Evaluation Set Contamination
T6 · Training & Feedback Poisoning →Evaluation set contamination exploits the gap between measured performance and actual capability. Modern LLM evaluation relies on a small number of widely-used benchmarks (MMLU, GSM8K, HumanEval, GPQA Diamond, HellaSwag, etc.) and safety benchmarks (SORRY-Bench, AdvBench, HEx-PHI, StrongREJECT).

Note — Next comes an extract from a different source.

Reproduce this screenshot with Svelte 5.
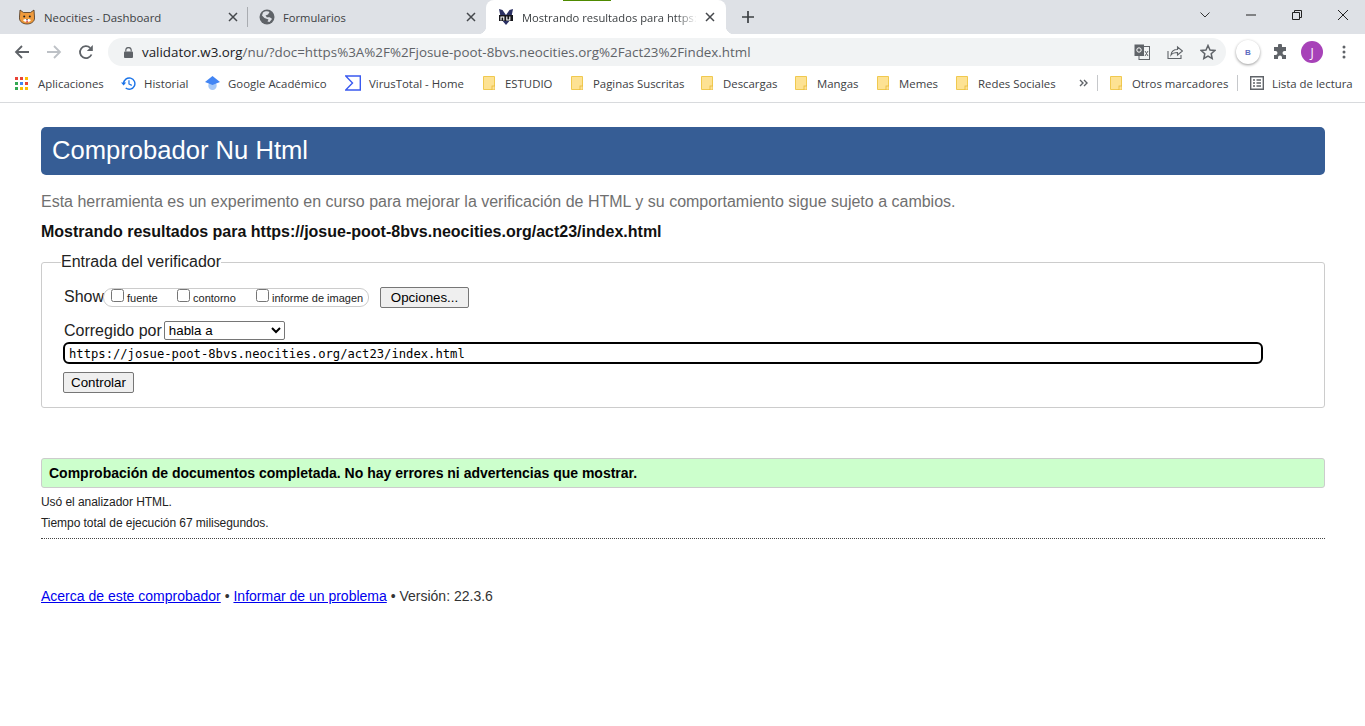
<script>
  const bookmarks = [
    { label: 'ESTUDIO', cls: 'w-estudio' },
    { label: 'Paginas Suscritas', cls: 'w-paginas' },
    { label: 'Descargas', cls: 'w-descargas' },
    { label: 'Mangas', cls: 'w-mangas' },
    { label: 'Memes', cls: 'w-memes' },
    { label: 'Redes Sociales', cls: 'w-redes' }
  ];
</script>

<div class="chrome">
  <div class="tabstrip">
    <div class="tab first">
      <svg class="fav" viewBox="0 0 16 16" width="16" height="16">
        <path d="M1 1l3.500 2.500h7L15 1l.6 8c0 3.500-3.400 6-7.600 6S.4 12.500.4 9z" fill="#ee9a3c" stroke="#4a3420" stroke-width=".8"/>
        <path d="M4 11c1-1.500 7-1.500 8 0-1 2.500-7 2.500-8 0z" fill="#fff"/>
        <circle cx="5.200" cy="7.500" r="1" fill="#222"/><circle cx="10.800" cy="7.500" r="1" fill="#222"/>
        <path d="M7 10h2l-1 1.200z" fill="#222"/><path d="M7.200 11.500h1.800v2h-1.800z" fill="#d85a5a"/>
      </svg>
      <span class="tab-title">Neocities - Dashboard</span>
      <svg class="close" viewBox="0 0 10 10" width="10" height="10"><path d="M1 1l8 8M9 1l-8 8" stroke="#45484c" stroke-width="1.500"/></svg>
    </div>
    <div class="tab second">
      <svg class="fav" viewBox="0 0 16 16" width="16" height="16">
        <circle cx="8" cy="8" r="7.500" fill="#5f6368"/>
        <path d="M4 3.500c2-1.500 5-1.500 6.500-.5L9 5.500 6.500 6.500 8 8.500c2-.5 4 0 5 1.500l-2.500 3-2-.5L9.500 10.500 5.500 9 3 6.500z" fill="#dee1e6"/>
      </svg>
      <span class="tab-title">Formularios</span>
      <svg class="close" viewBox="0 0 10 10" width="10" height="10"><path d="M1 1l8 8M9 1l-8 8" stroke="#45484c" stroke-width="1.500"/></svg>
    </div>
    <div class="tab active">
      <i class="progress"></i>
      <svg class="fav" viewBox="0 0 16 16" width="16" height="16">
        <path d="M1 0l3.500 1L8 6l3.500-5L15 0l-2 10-5 6-5-6z" fill="#2a2f62"/>
        <rect x="1" y="6" width="14" height="6" fill="#16161c"/>
        <path d="M3 11.500V8h2.800v3.500M8.800 7.500V11h3V7.500" fill="none" stroke="#fff" stroke-width="1.100"/>
      </svg>
      <span class="tab-title fade">Mostrando resultados para https:</span>
      <svg class="close" viewBox="0 0 10 10" width="10" height="10"><path d="M1 1l8 8M9 1l-8 8" stroke="#45484c" stroke-width="1.500"/></svg>
    </div>
    <svg class="newtab" viewBox="0 0 12 12" width="12" height="12"><path d="M6 0v12M0 6h12" stroke="#3c4043" stroke-width="1.700"/></svg>
    <div class="win">
      <svg viewBox="0 0 10 6" width="10" height="6"><path d="M.5.500L5 5 9.500.500" fill="none" stroke="#333" stroke-width="1"/></svg>
      <svg viewBox="0 0 10 10" width="10" height="10"><path d="M0 5h10" stroke="#222" stroke-width="1"/></svg>
      <svg viewBox="0 0 10 10" width="10" height="10"><path d="M.5 2.500h7v7h-7zM2.500 2.500v-2h7v7h-2" fill="none" stroke="#222" stroke-width="1"/></svg>
      <svg viewBox="0 0 10 10" width="10" height="10"><path d="M0 0l10 10M10 0L0 10" stroke="#222" stroke-width="1"/></svg>
    </div>
  </div>

  <div class="toolbar">
    <svg class="nav" viewBox="0 0 16 16" width="16" height="16"><path d="M15 8H2M8 2L2 8l6 6" fill="none" stroke="#5f6368" stroke-width="1.800"/></svg>
    <svg class="nav" viewBox="0 0 16 16" width="16" height="16"><path d="M1 8h13M8 2l6 6-6 6" fill="none" stroke="#bdc1c6" stroke-width="1.800"/></svg>
    <svg class="nav" viewBox="0 0 16 16" width="16" height="16"><path d="M13.500 10.500A6 6 0 1 1 12.200 3.800" fill="none" stroke="#5f6368" stroke-width="1.800"/><path d="M14.800 1v6h-6z" fill="#5f6368"/></svg>
    <div class="omnibox">
      <svg viewBox="0 0 10 12" width="9" height="11"><path d="M2 5V3.500a3 3 0 0 1 6 0V5" fill="none" stroke="#5f6368" stroke-width="1.300"/><rect y="5" width="10" height="7" rx="1" fill="#5f6368"/></svg>
      <span class="url"><b>validator.w3.org</b>/nu/?doc=https%3A%2F%2Fjosue-poot-8bvs.neocities.org%2Fact23%2Findex.html</span>
      <div class="omni-icons">
        <svg viewBox="0 0 16 16" width="16" height="16"><rect x="5" y="2.500" width="10.500" height="13" fill="#f1f3f4" stroke="#5f6368"/><rect x=".500" y=".500" width="9.500" height="11.500" fill="#5f6368"/><circle cx="5" cy="6" r="2.200" fill="none" stroke="#fff"/><path d="M11 7l3 5M14 7l-3 5" stroke="#5f6368"/></svg>
        <svg viewBox="0 0 16 16" width="16" height="16"><path d="M1 7v7.500h13V11" fill="none" stroke="#5f6368" stroke-width="1.100"/><path d="M4 11c.500-4 3-5.500 6.500-5.500V3l5 4-5 4V8.500C8 8.500 5.500 9 4 11z" fill="none" stroke="#5f6368" stroke-width="1.100"/></svg>
        <svg viewBox="0 0 16 16" width="16" height="16"><path d="M8 1.500l2 4.500 4.800.500-3.600 3.200 1 4.800L8 12.100 3.800 14.500l1-4.800L1.200 6.500 6 6z" fill="none" stroke="#5f6368" stroke-width="1.500"/></svg>
      </div>
    </div>
    <span class="ext-b">B</span>
    <svg class="puzzle" viewBox="0 0 16 16" width="16" height="16"><path d="M6 1.500a2 2 0 0 1 4 0V3h4v4h-1.500a2 2 0 0 0 0 4H14v4h-4v-1.500a2 2 0 0 0-4 0V15H2v-4h1.500a2 2 0 0 0 0-4H2V3h4z" fill="#5f6368"/></svg>
    <span class="avatar">J</span>
    <svg class="dots" viewBox="0 0 4 14" width="4" height="14"><circle cx="2" cy="2" r="1.500" fill="#5f6368"/><circle cx="2" cy="7" r="1.500" fill="#5f6368"/><circle cx="2" cy="12" r="1.500" fill="#5f6368"/></svg>
  </div>

  <div class="bookmarks">
    <div class="bm w-apps">
      <svg class="wide-gap" viewBox="0 0 13 13" width="13" height="13">
        <rect width="3" height="3" fill="#ea4335"/><rect x="5" width="3" height="3" fill="#ea4335"/><rect x="10" width="3" height="3" fill="#fbbc04"/>
        <rect y="5" width="3" height="3" fill="#34a853"/><rect x="5" y="5" width="3" height="3" fill="#4285f4"/><rect x="10" y="5" width="3" height="3" fill="#ea4335"/>
        <rect y="10" width="3" height="3" fill="#34a853"/><rect x="5" y="10" width="3" height="3" fill="#fbbc04"/><rect x="10" y="10" width="3" height="3" fill="#fbbc04"/>
      </svg>
      <span>Aplicaciones</span>
    </div>
    <div class="bm w-hist">
      <svg viewBox="0 0 16 16" width="15" height="15"><path d="M2.800 8A6 6 0 1 1 5 12.800" fill="none" stroke="#1a73e8" stroke-width="1.500"/><path d="M0 7h5.500L2.800 10z" fill="#1a73e8"/><path d="M8.500 4.500V8.500l3 1.500" fill="none" stroke="#1a73e8" stroke-width="1.300"/></svg>
      <span>Historial</span>
    </div>
    <div class="bm w-scholar">
      <svg viewBox="0 0 16 16" width="15" height="15"><circle cx="8" cy="10.500" r="4.500" fill="#a5c8f8"/><path d="M0 6.500L8 0l8 6.500-8 3z" fill="#4285f4"/></svg>
      <span>Google Académico</span>
    </div>
    <div class="bm w-vt">
      <svg viewBox="0 0 16 16" width="16" height="16"><path d="M.700 1H15.300v14H.700L7.500 8z" fill="none" stroke="#3a5af0" stroke-width="1.400"/></svg>
      <span>VirusTotal - Home</span>
    </div>
    {#each bookmarks as b}
      <div class="bm {b.cls}">
        <svg class="wide-gap" viewBox="0 0 12 14" width="12" height="14"><path d="M.500.500h11v13H.500z" fill="#fde293" stroke="#f0c94f"/><rect x="9" y="10" width="3" height="4" fill="#fde293" stroke="#e8b93a" stroke-width=".8"/></svg>
        <span>{b.label}</span>
      </div>
    {/each}
    <svg class="more" viewBox="0 0 9 8" width="9" height="8"><path d="M1 1l3 3-3 3M5 1l3 3-3 3" fill="none" stroke="#5f6368" stroke-width="1.400"/></svg>
    <i class="sep"></i>
    <div class="bm other">
      <svg class="wide-gap" viewBox="0 0 12 14" width="12" height="14"><path d="M.500.500h11v13H.500z" fill="#fde293" stroke="#f0c94f"/><rect x="9" y="10" width="3" height="4" fill="#fde293" stroke="#e8b93a" stroke-width=".8"/></svg>
      <span>Otros marcadores</span>
    </div>
    <i class="sep two"></i>
    <div class="bm reading">
      <svg viewBox="0 0 14 14" width="14" height="14"><path d="M.700.700h12.600v12.600H.700z" fill="none" stroke="#5f6368" stroke-width="1.400"/><path d="M3 4h2M6.500 4H11M3 7h2M6.500 7H11M3 10h2M6.500 10H11" stroke="#5f6368" stroke-width="1.300"/></svg>
      <span>Lista de lectura</span>
    </div>
  </div>
</div>

<main class="page">
  <h1>Comprobador Nu Html</h1>
  <p class="lead">Esta herramienta es un experimento en curso para mejorar la verificación de HTML y su comportamiento sigue sujeto a cambios.</p>
  <h2>Mostrando resultados para https://josue-poot-8bvs.neocities.org/act23/index.html</h2>

  <fieldset class="input">
    <legend>Entrada del verificador</legend>
    <div class="row show">
      <span>Show</span>
      <div class="pill">
        <label class="l-fuente"><input type="checkbox" /><span>fuente</span></label>
        <label class="l-contorno"><input type="checkbox" /><span>contorno</span></label>
        <label><input type="checkbox" /><span>informe de imagen</span></label>
      </div>
      <button class="opts">Opciones...</button>
    </div>
    <div class="row by">
      <span>Corregido por</span>
      <select><option>habla a</option></select>
    </div>
    <input class="urlbox" type="text" value="https://josue-poot-8bvs.neocities.org/act23/index.html" />
    <button class="check">Controlar</button>
  </fieldset>

  <div class="success">Comprobación de documentos completada. No hay errores ni advertencias que mostrar.</div>
  <p class="small first-small">Usó el analizador HTML.</p>
  <p class="small">Tiempo total de ejecución 67 milisegundos.</p>
  <div class="rule"></div>
  <p class="foot"><a href="#a">Acerca de este comprobador</a> • <a href="#b">Informar de un problema</a> • Versión: 22.3.6</p>
</main>

<style>
  :global(body) { margin: 0; background: #fff; font-family: "Liberation Sans", Arial, sans-serif; color: #000; }
  .chrome { font-family: "Open Sans", "Noto Sans", sans-serif; font-size: 12px; color: #3c4043; }
  svg { display: block; flex: none; }

  .tabstrip { height: 34px; background: #dee1e6; display: flex; align-items: center; position: relative; }
  .tab { height: 34px; box-sizing: border-box; display: flex; align-items: center; flex: none; position: relative; }
  .tab.first { width: 248px; padding: 0 10px 0 19px; }
  .tab.first::after { content: ""; position: absolute; right: 0; top: 7px; height: 20px; width: 1px; background: #a9acb1; }
  .tab.second { width: 238px; padding: 0 10px 0 11px; }
  .tab.active { background: #fff; width: 240px; padding: 0 11px 0 12px; border-radius: 8px 8px 0 0; }
  .tab.active::before, .tab.active::after { content: ""; position: absolute; bottom: 0; width: 8px; height: 8px; }
  .tab.active::before { left: -8px; background: radial-gradient(circle at 0 0, transparent 8px, #fff 8.500px); }
  .tab.active::after { right: -8px; background: radial-gradient(circle at 100% 0, transparent 8px, #fff 8.500px); }
  .tab-title { flex: 1; margin-left: 8px; white-space: nowrap; overflow: hidden; font-size: 11.200px; }
  .first .tab-title { margin-left: 9px; font-size: 11.400px; }
  .fade { -webkit-mask-image: linear-gradient(to right, #000 88%, transparent 100%); mask-image: linear-gradient(to right, #000 88%, transparent 100%); }
  .progress { position: absolute; left: 77px; top: 0; width: 48px; height: 1px; background: #4e8a00; }
  .close { margin-left: 8px; }
  .newtab { margin-left: 16px; }
  .win { margin-left: auto; display: flex; align-items: center; height: 30px; margin-top: -4px; padding-right: 17px; gap: 36px; }

  .toolbar { height: 36px; background: #fff; display: flex; align-items: center; padding: 0 11px 0 14px; box-sizing: border-box; }
  .nav { margin-right: 16px; }
  .nav:nth-child(3) { margin-right: 15px; }
  .omnibox { width: 1118px; height: 28px; flex: none; background: #f1f3f4; border-radius: 14px; display: flex; align-items: center; padding: 0 10px 0 16px; box-sizing: border-box; margin-left: -1px; }
  .url { margin-left: 9px; font-size: 13.380px; color: #5f6368; white-space: nowrap; }
  .url b { font-weight: 400; color: #202124; }
  .omni-icons { margin-left: auto; display: flex; gap: 17px; align-items: center; }
  .ext-b { margin-left: 10px; width: 24px; height: 24px; border-radius: 50%; background: #fff; box-shadow: 0 1px 3px rgba(0,0,0,.4); color: #5c6bc0; font: 700 8px "Liberation Sans", sans-serif; display: flex; align-items: center; justify-content: center; flex: none; }
  .puzzle { margin-left: 12px; }
  .avatar { margin-left: 13px; width: 22px; height: 22px; border-radius: 50%; background: #a742b8; color: #fff; font-size: 12px; display: flex; align-items: center; justify-content: center; flex: none; }
  .dots { margin-left: 19px; }

  .bookmarks { height: 33px; box-sizing: border-box; background: #fff; border-bottom: 1px solid #d8dadd; display: flex; align-items: center; padding: 0 0 6px 15px; color: #3c4043; }
  .bm { display: flex; align-items: center; flex: none; white-space: nowrap; gap: 8px; }
  .bm span { font-size: 11.400px; }
  .wide-gap { margin-right: 2px; }
  .w-apps { width: 106px; }
  .w-hist { width: 84px; }
  .w-scholar { width: 140px; }
  .w-vt { width: 138px; }
  .w-estudio { width: 88px; }
  .w-paginas { width: 130px; }
  .w-descargas { width: 94px; }
  .w-mangas { width: 82px; }
  .w-memes { width: 79px; }
  .w-redes { width: 123px; }
  .sep { width: 1px; height: 16px; background: #c6c8cb; margin-left: 9px; flex: none; }
  .other { margin-left: 12px; width: 116px; }
  .sep.two { margin-left: 11px; }
  .reading { margin-left: 12px; }

  .page { padding: 24px 40px 0 41px; }
  h1 { margin: 0; height: 48px; line-height: 46px; background: #365d95; color: #fff; font-size: 25.600px; font-weight: 400; padding-left: 11px; border-radius: 5px; }
  .lead { margin: 18px 0 0; font-size: 16px; line-height: 18px; color: #707070; }
  h2 { margin: 12px 0 0; font-size: 16px; line-height: 18px; font-weight: 700; color: #111; }
  fieldset.input { margin: 12px 0 0; padding: 15px 21px 14px; border: 1px solid #ccc; border-radius: 3px; height: 155px; box-sizing: border-box; }
  legend { padding: 0; margin-left: -2px; font-size: 16px; color: #222; line-height: 18px; }
  .row { display: flex; align-items: center; font-size: 16px; color: #222; padding-left: 1px; }
  .show { height: 22px; }
  .pill { height: 19px; width: 266px; flex: none; box-sizing: border-box; border: 1px solid #ccc; border-radius: 9px; display: flex; align-items: center; font-size: 11px; padding-left: 7px; margin-left: -1px; }
  .pill label { display: flex; align-items: center; flex: none; }
  .l-fuente { width: 66px; }
  .l-contorno { width: 79px; }
  .pill input { margin: 0 3px 3px 0; width: 13px; height: 13px; }
  .pill span { padding-top: 2px; }
  .opts { margin-left: 11px; height: 21px; width: 89px; padding: 0; background: #efefef; border: 1px solid #767676; border-radius: 2px; font: 13.330px "Liberation Sans", sans-serif; color: #000; }
  .by { margin-top: 13px; height: 19px; }
  select { margin-left: 2px; width: 121px; height: 19px; font: 13.330px "Liberation Sans", sans-serif; padding: 0; background: #fff; border: 1px solid #767676; border-radius: 2px; color: #000; }
  .urlbox { display: block; margin-top: 2px; box-sizing: border-box; width: 1200px; height: 22px; border: 2px solid #000; border-radius: 6px; padding: 1px 4px 0; font: 12.180px "DejaVu Sans Mono", monospace; color: #000; outline: none; }
  .check { display: block; margin-top: 8px; width: 71px; height: 21px; padding: 0; background: #efefef; border: 1px solid #767676; border-radius: 2px; font: 13.330px "Liberation Sans", sans-serif; color: #000; }

  .success { margin-top: 50px; height: 30px; box-sizing: border-box; background: #ccffcc; border: 1px solid #ccc; border-radius: 3px; padding-left: 7px; line-height: 28px; font-size: 14px; font-weight: 700; }
  .small { margin: 0; font-size: 12px; line-height: 14px; color: #222; letter-spacing: -.05px; }
  .first-small { margin-top: 7px; }
  .small + .small { margin-top: 7px; }
  .rule { margin-top: 8px; border-top: 1px dotted #444; }
  .foot { margin: 49px 0 0; font-size: 14px; line-height: 16px; color: #333; }
  a { color: #0000ee; }
</style>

When evaluation data leaks into training data — whether inadvertently through web crawling or deliberately through adversarial action — models memorize answers rather than demonstrating genuine capability.
- Contamination detection methods: perplexity analysis on evaluation examples, n-gram overlap between training and evaluation corpora
- Contamination-resistant benchmarks: GPQA Diamond, Humanity's Last Exam, LiveCodeBench — designed to resist memorization
- Statistical anomaly detection: flag models with "statistically unusual score patterns" across benchmarks
- Canary-based contamination detection: embed unique canary strings in evaluation sets and monitor for reproduction
Evaluation set contamination is primarily used as a *covering* technique for other T6 attacks. T6-AT-002 (Dataset Contamination) or T6-AT-004 (Fine-Tuning Attacks) degrade the model; T6-AT-009 masks the degradation by ensuring evaluations still pass.